Estatuto do Desarmamento 

Criado em 2003, o Estatuto do Desarmamento criou regras mais restritivas para o acesso e penas mais duras para porte e posse ilegal de armas de fogo. O delegado da Polícia Civil e professor de legislação penal Fernando Cocito explica que, mais do que criminalizar, o Estatuto delimitou quem teria o acesso. 

“Excepcionalmente, ele permitiu o porte para o brasileiro que demonstre efetiva necessidade em razão do exercício de atividade profissional de risco ou de ameaça à sua integridade física. Também trouxe situações especiais de porte funcional, para pessoas aprovadas em determinados concursos. Outra exceção é o chamado porte de trânsito dos CAC’s (colecionadores, atiradores desportivos e caçadores).” 

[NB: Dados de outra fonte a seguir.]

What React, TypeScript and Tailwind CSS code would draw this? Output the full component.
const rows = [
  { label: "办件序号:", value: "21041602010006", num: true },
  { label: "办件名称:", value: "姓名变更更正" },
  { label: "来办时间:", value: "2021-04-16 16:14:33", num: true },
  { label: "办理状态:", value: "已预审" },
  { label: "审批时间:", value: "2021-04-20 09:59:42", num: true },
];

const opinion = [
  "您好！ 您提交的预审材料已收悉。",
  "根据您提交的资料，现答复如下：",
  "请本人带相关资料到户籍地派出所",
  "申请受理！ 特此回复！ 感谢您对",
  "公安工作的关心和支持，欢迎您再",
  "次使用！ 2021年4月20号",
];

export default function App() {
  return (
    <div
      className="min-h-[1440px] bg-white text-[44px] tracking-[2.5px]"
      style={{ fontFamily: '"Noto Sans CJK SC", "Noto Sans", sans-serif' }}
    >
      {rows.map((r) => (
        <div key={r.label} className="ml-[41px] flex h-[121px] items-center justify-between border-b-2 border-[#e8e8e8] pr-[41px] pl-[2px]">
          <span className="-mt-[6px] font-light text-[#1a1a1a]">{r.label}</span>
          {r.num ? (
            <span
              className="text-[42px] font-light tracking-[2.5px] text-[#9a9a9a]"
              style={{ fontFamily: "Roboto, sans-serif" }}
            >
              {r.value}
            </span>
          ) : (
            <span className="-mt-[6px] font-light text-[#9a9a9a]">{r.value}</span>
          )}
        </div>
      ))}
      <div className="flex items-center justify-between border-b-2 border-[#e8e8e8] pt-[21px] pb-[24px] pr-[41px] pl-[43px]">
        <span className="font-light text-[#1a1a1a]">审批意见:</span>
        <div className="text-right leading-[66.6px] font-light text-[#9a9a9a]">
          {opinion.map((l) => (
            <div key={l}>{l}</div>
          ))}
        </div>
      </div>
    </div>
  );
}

“O estatuto foi uma inovação, um progresso e teve um potencial, na minha avaliação, muito simbólico”, completa Maria Estela. Como prova da importância do Estatuto, a última edição do Atlas da Violência, do Instituto de Pesquisa Econômica Aplicada (Ipea), mostra que a taxa média anual de crescimento de mortes por armas de fogo passou de 6% entre 1980 e 2003 para 0,9% nos anos que se seguiram. 

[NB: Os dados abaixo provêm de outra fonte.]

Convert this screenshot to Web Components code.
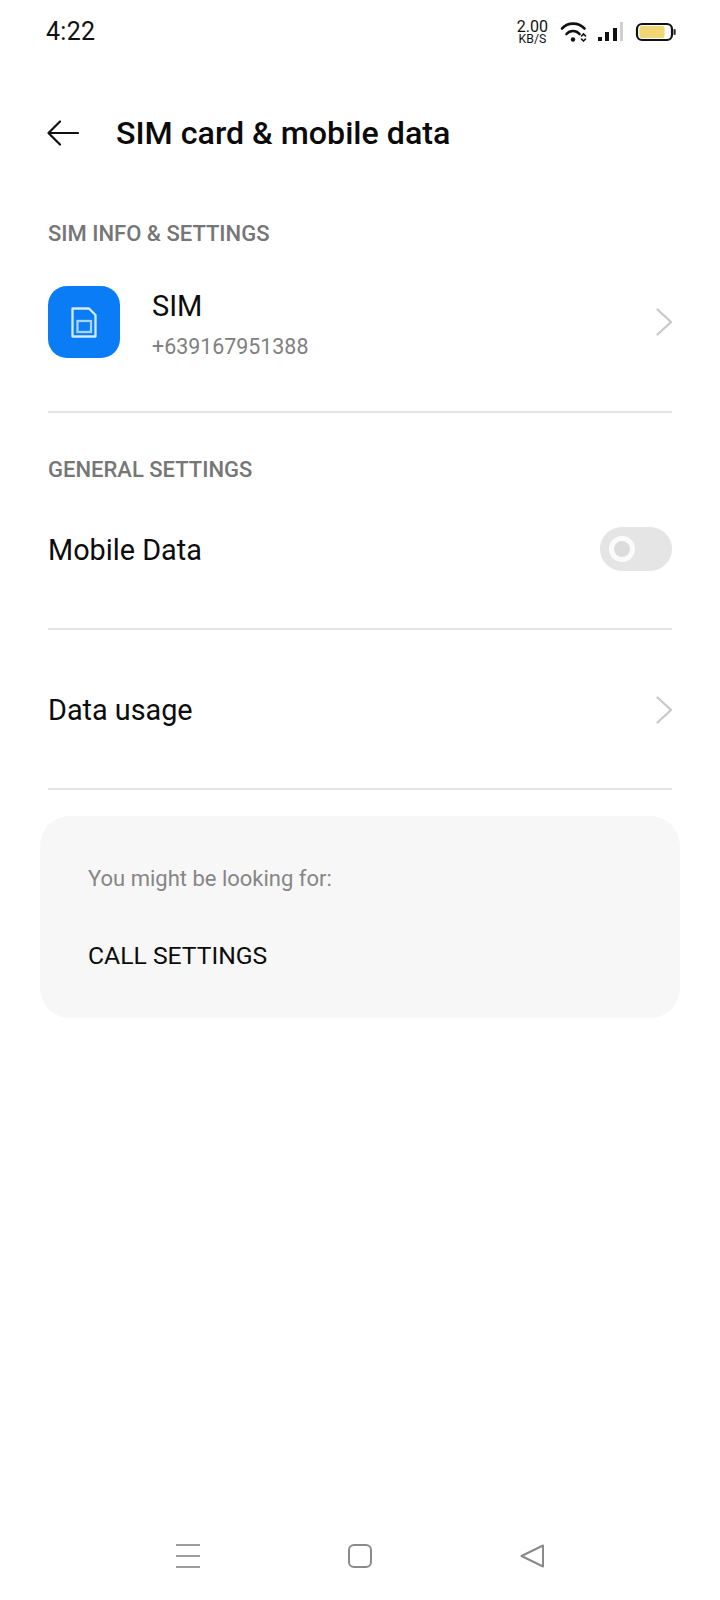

Ainda de acordo com o Atlas, se o ritmo de crescimento tivesse se mantido como nos anos 80 e início dos anos 2000, as mortes por arma de fogo teriam ultrapassado 80 mil em 2018, ano em que o montante alcançou os 41.179.

Pró

Colocando a partir do livre arbítrio, o coronel da Polícia Militar e ex-deputado federal Alberto Fraga, diz que o armamento foi um direito que a população conquistou nas urnas em 2018, com a eleição do presidente. “É o direito à legítima defesa. Quem não quer, quem não gosta de armas, não compra. Quem não acha que arma não dá mais segurança dentro da sua propriedade, dentro da sua residência, não compre! Agora você retirar o direito de quem quer, isso deixa de ser democrático.”

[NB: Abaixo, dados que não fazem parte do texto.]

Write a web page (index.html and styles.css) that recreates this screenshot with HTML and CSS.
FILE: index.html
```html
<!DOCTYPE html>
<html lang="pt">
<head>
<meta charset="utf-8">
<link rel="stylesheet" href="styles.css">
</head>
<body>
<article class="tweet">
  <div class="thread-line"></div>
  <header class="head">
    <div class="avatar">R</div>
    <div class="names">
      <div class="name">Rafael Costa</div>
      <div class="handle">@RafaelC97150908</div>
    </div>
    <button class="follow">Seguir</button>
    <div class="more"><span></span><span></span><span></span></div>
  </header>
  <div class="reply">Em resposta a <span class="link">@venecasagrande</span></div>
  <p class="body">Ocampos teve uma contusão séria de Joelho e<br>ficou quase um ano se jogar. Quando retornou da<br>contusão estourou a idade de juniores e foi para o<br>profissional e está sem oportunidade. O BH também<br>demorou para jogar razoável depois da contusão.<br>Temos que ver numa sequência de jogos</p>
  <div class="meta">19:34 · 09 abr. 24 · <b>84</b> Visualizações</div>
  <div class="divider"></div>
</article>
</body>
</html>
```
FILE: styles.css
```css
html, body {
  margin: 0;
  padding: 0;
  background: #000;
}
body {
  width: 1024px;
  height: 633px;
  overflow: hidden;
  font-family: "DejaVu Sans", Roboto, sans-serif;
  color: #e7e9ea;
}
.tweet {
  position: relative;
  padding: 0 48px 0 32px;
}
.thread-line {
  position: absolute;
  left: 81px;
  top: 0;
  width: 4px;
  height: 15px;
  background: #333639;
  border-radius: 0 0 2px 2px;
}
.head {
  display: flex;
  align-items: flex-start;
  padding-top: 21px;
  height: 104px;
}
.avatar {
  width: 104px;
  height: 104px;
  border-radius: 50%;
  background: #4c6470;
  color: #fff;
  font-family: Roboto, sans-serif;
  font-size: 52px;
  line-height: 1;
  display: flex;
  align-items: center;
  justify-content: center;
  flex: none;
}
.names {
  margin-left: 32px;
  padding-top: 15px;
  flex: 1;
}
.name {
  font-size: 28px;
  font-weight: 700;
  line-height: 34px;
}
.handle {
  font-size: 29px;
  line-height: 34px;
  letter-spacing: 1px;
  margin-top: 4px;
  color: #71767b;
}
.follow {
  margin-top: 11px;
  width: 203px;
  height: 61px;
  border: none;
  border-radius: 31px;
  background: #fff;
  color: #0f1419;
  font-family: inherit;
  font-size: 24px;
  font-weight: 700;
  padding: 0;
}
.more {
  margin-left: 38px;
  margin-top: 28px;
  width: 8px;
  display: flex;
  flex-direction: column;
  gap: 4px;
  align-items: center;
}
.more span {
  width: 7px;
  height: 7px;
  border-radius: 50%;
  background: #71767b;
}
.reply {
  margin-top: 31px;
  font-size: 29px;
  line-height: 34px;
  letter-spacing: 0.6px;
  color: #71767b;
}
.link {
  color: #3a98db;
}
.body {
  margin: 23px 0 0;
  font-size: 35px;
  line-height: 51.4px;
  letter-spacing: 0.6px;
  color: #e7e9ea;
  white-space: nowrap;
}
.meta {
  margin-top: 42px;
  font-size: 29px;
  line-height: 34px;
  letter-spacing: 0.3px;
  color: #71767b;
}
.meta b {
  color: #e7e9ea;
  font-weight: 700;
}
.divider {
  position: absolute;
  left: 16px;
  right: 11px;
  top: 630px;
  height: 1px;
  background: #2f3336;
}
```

Fraga ainda afirma acreditar que a arma de fogo não é o problema a ser questionado, mas sim a própria população.”O que nós temos que preservar é a vida e quem mata é o ser humano e esse com certeza precisa ser trabalhado, políticas públicas precisam ser criadas para diminuir essa violência urbana que a cada dia aumenta no país.”

Política

Estudo produzido pelo Instituto de Pesquisa Avançada em Toulouse, na França, liga o aumento de homicídios no Brasil com a eleição de policiais para ocuparem cargos de vereadores em municípios do país. Na pesquisa, foram analisadas 6.193 candidaturas nas eleições municipais brasileiras entre 2000 e 2016. Usando como base candidatos que trouxeram suas patentes e cargos em seus nomes. 

As eleições municipais de 2020, segundo levantamento feito pelo G1, apresentaram o maior número de candidatos militares em 16 anos, com 6,7 mil candidaturas. São 3575 policiais militares, 1735 militares reformados, 919 policiais civis, 344 originários das Forças Armadas e 182 bombeiros.

CACs

Sendo considerados como os maiores dificultadores do Estatuto, os Colecionadores, Atiradores desportivos e Caçadores, mais conhecidos como “CACs” não são fiéis às normas , principalmente de tráfego de armas. Cocito explica que o trânsito de armas municiadas pelo nicho é permitido em trajetos entre o local de guarda e de treinamento e competições, desde que se tenha autorização do Exército.

“Com o argumento de que estão no trajeto para os clubes de tiro, seguem com a arma municiada para bares, restaurantes, clubes, escolas etc, colocando em risco a incolumidade pública. Para tentar driblar a polícia e reforçar o discurso do trânsito autorizado, carregam no veículo óculos e abafadores, que chamam nas redes sociais de “kit CAC”. Esse porte fora do trajeto não é autorizado e tipifica crime de porte ilegal”, ilustra o delegado. 
Segundo dados do último Anuário brasileiro de Segurança Pública, entre 2019 e agosto de 2020, os CACs , registraram 120,3% mais armas de fogo, sendo mais 496.172 armas ativas atualmente.